Lines from the one containing "Reproduce this screenshot" to the one containing "export default App", both lines included, are to be extracted exactly from the data below; pictures are excluded.
##### DATA IN THIS EXERCISE #####
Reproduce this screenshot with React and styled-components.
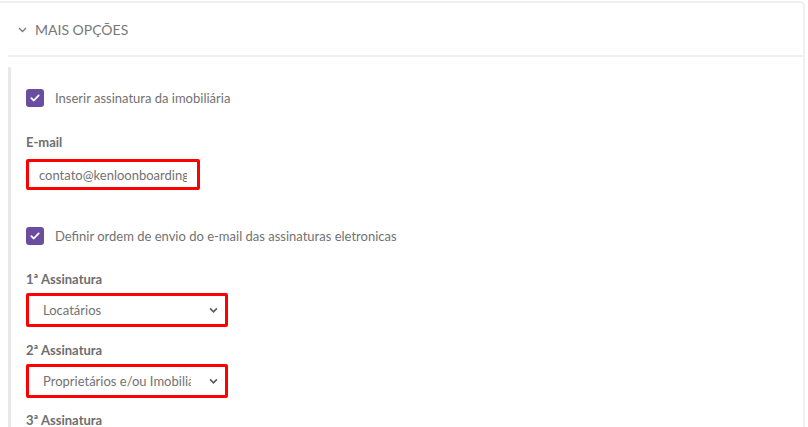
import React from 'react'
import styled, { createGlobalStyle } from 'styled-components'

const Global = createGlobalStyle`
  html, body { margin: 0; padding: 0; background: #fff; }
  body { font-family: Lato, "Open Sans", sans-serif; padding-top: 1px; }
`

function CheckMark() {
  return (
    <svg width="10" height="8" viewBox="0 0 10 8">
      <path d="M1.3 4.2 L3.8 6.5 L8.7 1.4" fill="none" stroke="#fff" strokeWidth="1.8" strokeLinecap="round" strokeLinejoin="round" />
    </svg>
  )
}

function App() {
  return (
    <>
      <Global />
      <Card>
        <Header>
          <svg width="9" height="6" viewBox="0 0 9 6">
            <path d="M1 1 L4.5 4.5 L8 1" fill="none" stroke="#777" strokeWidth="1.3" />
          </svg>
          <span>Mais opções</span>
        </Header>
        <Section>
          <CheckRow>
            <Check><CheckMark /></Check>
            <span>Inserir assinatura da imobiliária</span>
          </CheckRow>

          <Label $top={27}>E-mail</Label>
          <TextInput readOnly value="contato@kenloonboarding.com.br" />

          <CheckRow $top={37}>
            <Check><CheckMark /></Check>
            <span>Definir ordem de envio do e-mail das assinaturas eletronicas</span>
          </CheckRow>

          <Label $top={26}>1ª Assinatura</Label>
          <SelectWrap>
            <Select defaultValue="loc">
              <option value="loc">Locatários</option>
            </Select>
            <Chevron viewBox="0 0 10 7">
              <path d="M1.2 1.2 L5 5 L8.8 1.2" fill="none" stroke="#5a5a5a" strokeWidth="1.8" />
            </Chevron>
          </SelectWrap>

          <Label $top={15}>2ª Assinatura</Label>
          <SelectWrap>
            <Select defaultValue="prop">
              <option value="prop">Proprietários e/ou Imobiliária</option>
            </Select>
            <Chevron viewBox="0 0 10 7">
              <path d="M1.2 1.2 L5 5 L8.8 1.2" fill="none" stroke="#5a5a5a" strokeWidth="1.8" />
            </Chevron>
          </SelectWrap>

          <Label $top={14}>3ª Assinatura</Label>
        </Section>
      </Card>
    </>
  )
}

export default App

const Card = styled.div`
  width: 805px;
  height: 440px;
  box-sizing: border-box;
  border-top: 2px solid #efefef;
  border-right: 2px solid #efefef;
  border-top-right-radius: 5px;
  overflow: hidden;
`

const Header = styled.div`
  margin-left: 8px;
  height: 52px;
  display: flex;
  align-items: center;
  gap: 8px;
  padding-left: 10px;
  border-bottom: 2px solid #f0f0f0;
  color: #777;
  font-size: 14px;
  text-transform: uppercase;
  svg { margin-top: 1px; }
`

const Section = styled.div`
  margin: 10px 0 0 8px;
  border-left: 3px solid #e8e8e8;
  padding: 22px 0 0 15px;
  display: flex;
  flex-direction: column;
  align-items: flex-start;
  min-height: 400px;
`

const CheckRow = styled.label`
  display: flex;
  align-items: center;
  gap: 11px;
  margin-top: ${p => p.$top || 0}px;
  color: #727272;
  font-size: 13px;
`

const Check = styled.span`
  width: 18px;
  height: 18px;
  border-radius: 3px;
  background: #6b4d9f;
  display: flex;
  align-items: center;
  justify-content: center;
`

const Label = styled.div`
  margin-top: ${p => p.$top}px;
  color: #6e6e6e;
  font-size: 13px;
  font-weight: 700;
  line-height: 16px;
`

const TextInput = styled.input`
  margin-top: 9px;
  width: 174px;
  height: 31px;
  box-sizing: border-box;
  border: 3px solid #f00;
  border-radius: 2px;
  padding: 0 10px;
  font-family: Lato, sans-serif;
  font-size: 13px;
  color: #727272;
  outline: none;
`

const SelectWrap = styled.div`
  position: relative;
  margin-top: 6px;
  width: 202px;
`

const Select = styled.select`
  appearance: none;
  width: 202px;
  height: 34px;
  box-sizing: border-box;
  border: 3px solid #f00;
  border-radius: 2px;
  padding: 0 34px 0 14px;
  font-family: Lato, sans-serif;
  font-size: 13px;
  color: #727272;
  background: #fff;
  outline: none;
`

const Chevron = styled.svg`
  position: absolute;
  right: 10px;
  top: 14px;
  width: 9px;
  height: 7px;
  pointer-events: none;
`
#####
##### DATA IN THIS EXERCISE #####
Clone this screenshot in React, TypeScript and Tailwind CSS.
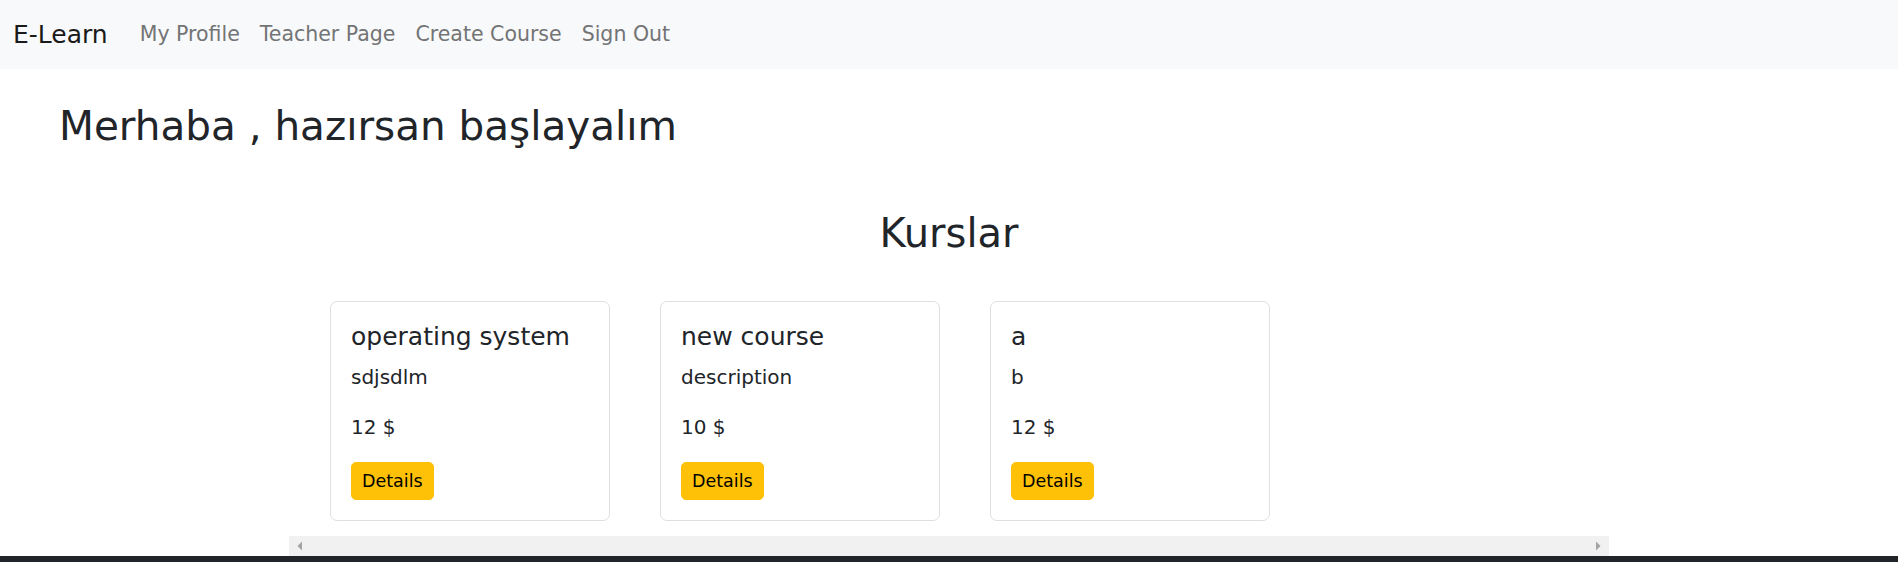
#####
CORRECT RESPONSE:
Reproduce this screenshot with React and styled-components.
import React from 'react'
import styled, { createGlobalStyle } from 'styled-components'

const Global = createGlobalStyle`
  html, body { margin: 0; padding: 0; background: #fff; }
  body { font-family: Lato, "Open Sans", sans-serif; padding-top: 1px; }
`

function CheckMark() {
  return (
    <svg width="10" height="8" viewBox="0 0 10 8">
      <path d="M1.3 4.2 L3.8 6.5 L8.7 1.4" fill="none" stroke="#fff" strokeWidth="1.8" strokeLinecap="round" strokeLinejoin="round" />
    </svg>
  )
}

function App() {
  return (
    <>
      <Global />
      <Card>
        <Header>
          <svg width="9" height="6" viewBox="0 0 9 6">
            <path d="M1 1 L4.5 4.5 L8 1" fill="none" stroke="#777" strokeWidth="1.3" />
          </svg>
          <span>Mais opções</span>
        </Header>
        <Section>
          <CheckRow>
            <Check><CheckMark /></Check>
            <span>Inserir assinatura da imobiliária</span>
          </CheckRow>

          <Label $top={27}>E-mail</Label>
          <TextInput readOnly value="contato@kenloonboarding.com.br" />

          <CheckRow $top={37}>
            <Check><CheckMark /></Check>
            <span>Definir ordem de envio do e-mail das assinaturas eletronicas</span>
          </CheckRow>

          <Label $top={26}>1ª Assinatura</Label>
          <SelectWrap>
            <Select defaultValue="loc">
              <option value="loc">Locatários</option>
            </Select>
            <Chevron viewBox="0 0 10 7">
              <path d="M1.2 1.2 L5 5 L8.8 1.2" fill="none" stroke="#5a5a5a" strokeWidth="1.8" />
            </Chevron>
          </SelectWrap>

          <Label $top={15}>2ª Assinatura</Label>
          <SelectWrap>
            <Select defaultValue="prop">
              <option value="prop">Proprietários e/ou Imobiliária</option>
            </Select>
            <Chevron viewBox="0 0 10 7">
              <path d="M1.2 1.2 L5 5 L8.8 1.2" fill="none" stroke="#5a5a5a" strokeWidth="1.8" />
            </Chevron>
          </SelectWrap>

          <Label $top={14}>3ª Assinatura</Label>
        </Section>
      </Card>
    </>
  )
}

export default App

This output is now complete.